:: What to do ::
Please retype the data in full and exactly; the pictures are not part of the copy.

:: Data segment ::
<<<<
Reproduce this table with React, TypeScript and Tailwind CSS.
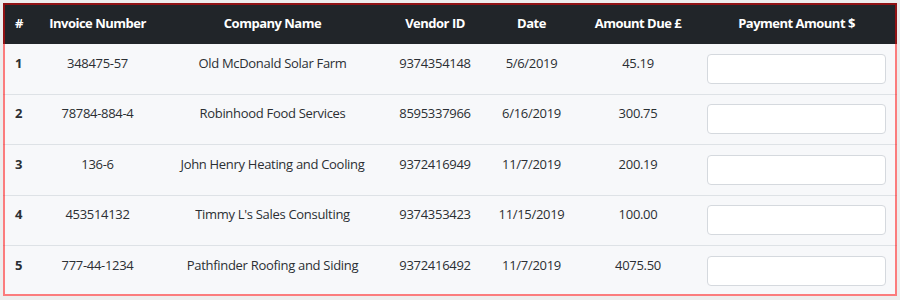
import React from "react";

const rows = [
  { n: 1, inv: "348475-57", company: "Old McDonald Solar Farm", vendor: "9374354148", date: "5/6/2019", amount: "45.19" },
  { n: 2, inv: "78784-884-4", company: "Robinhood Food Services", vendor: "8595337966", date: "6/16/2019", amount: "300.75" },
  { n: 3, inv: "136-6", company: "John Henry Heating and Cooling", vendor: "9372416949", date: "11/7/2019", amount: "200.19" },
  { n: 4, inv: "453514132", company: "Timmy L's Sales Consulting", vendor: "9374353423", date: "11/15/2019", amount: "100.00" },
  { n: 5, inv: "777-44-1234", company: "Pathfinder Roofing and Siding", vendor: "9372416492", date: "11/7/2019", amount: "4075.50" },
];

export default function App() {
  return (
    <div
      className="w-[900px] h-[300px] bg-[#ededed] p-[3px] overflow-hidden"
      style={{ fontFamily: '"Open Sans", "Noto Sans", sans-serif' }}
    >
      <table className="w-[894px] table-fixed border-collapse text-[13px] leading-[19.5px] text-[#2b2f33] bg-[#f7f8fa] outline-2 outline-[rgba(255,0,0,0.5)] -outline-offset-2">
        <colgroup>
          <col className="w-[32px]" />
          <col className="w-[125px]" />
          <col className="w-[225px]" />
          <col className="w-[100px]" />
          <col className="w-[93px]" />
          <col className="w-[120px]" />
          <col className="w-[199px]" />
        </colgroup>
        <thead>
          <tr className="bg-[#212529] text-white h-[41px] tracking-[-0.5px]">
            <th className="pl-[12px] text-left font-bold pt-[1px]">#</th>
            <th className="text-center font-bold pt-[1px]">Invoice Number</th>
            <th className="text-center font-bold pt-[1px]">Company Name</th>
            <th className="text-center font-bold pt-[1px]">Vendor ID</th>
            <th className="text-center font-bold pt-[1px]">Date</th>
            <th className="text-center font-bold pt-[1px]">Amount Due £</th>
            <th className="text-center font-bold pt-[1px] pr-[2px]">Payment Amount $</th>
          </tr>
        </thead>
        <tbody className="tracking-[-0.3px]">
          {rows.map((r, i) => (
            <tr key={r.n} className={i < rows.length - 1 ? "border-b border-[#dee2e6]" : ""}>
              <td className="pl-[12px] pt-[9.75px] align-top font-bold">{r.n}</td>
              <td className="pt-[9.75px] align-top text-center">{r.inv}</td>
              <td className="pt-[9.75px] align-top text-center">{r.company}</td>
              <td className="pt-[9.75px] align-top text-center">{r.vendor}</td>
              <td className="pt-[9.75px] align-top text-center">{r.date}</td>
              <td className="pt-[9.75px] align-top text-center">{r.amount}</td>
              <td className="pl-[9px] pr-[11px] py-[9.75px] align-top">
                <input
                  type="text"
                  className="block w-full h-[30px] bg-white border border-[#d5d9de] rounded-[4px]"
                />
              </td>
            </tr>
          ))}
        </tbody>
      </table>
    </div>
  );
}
>>>>
:: The result ::
Reproduce this table with React, TypeScript and Tailwind CSS.
import React from "react";

const rows = [
  { n: 1, inv: "348475-57", company: "Old McDonald Solar Farm", vendor: "9374354148", date: "5/6/2019", amount: "45.19" },
  { n: 2, inv: "78784-884-4", company: "Robinhood Food Services", vendor: "8595337966", date: "6/16/2019", amount: "300.75" },
  { n: 3, inv: "136-6", company: "John Henry Heating and Cooling", vendor: "9372416949", date: "11/7/2019", amount: "200.19" },
  { n: 4, inv: "453514132", company: "Timmy L's Sales Consulting", vendor: "9374353423", date: "11/15/2019", amount: "100.00" },
  { n: 5, inv: "777-44-1234", company: "Pathfinder Roofing and Siding", vendor: "9372416492", date: "11/7/2019", amount: "4075.50" },
];

export default function App() {
  return (
    <div
      className="w-[900px] h-[300px] bg-[#ededed] p-[3px] overflow-hidden"
      style={{ fontFamily: '"Open Sans", "Noto Sans", sans-serif' }}
    >
      <table className="w-[894px] table-fixed border-collapse text-[13px] leading-[19.5px] text-[#2b2f33] bg-[#f7f8fa] outline-2 outline-[rgba(255,0,0,0.5)] -outline-offset-2">
        <colgroup>
          <col className="w-[32px]" />
          <col className="w-[125px]" />
          <col className="w-[225px]" />
          <col className="w-[100px]" />
          <col className="w-[93px]" />
          <col className="w-[120px]" />
          <col className="w-[199px]" />
        </colgroup>
        <thead>
          <tr className="bg-[#212529] text-white h-[41px] tracking-[-0.5px]">
            <th className="pl-[12px] text-left font-bold pt-[1px]">#</th>
            <th className="text-center font-bold pt-[1px]">Invoice Number</th>
            <th className="text-center font-bold pt-[1px]">Company Name</th>
            <th className="text-center font-bold pt-[1px]">Vendor ID</th>
            <th className="text-center font-bold pt-[1px]">Date</th>
            <th className="text-center font-bold pt-[1px]">Amount Due £</th>
            <th className="text-center font-bold pt-[1px] pr-[2px]">Payment Amount $</th>
          </tr>
        </thead>
        <tbody className="tracking-[-0.3px]">
          {rows.map((r, i) => (
            <tr key={r.n} className={i < rows.length - 1 ? "border-b border-[#dee2e6]" : ""}>
              <td className="pl-[12px] pt-[9.75px] align-top font-bold">{r.n}</td>
              <td className="pt-[9.75px] align-top text-center">{r.inv}</td>
              <td className="pt-[9.75px] align-top text-center">{r.company}</td>
              <td className="pt-[9.75px] align-top text-center">{r.vendor}</td>
              <td className="pt-[9.75px] align-top text-center">{r.date}</td>
              <td className="pt-[9.75px] align-top text-center">{r.amount}</td>
              <td className="pl-[9px] pr-[11px] py-[9.75px] align-top">
                <input
                  type="text"
                  className="block w-full h-[30px] bg-white border border-[#d5d9de] rounded-[4px]"
                />
              </td>
            </tr>
          ))}
        </tbody>
      </table>
    </div>
  );
}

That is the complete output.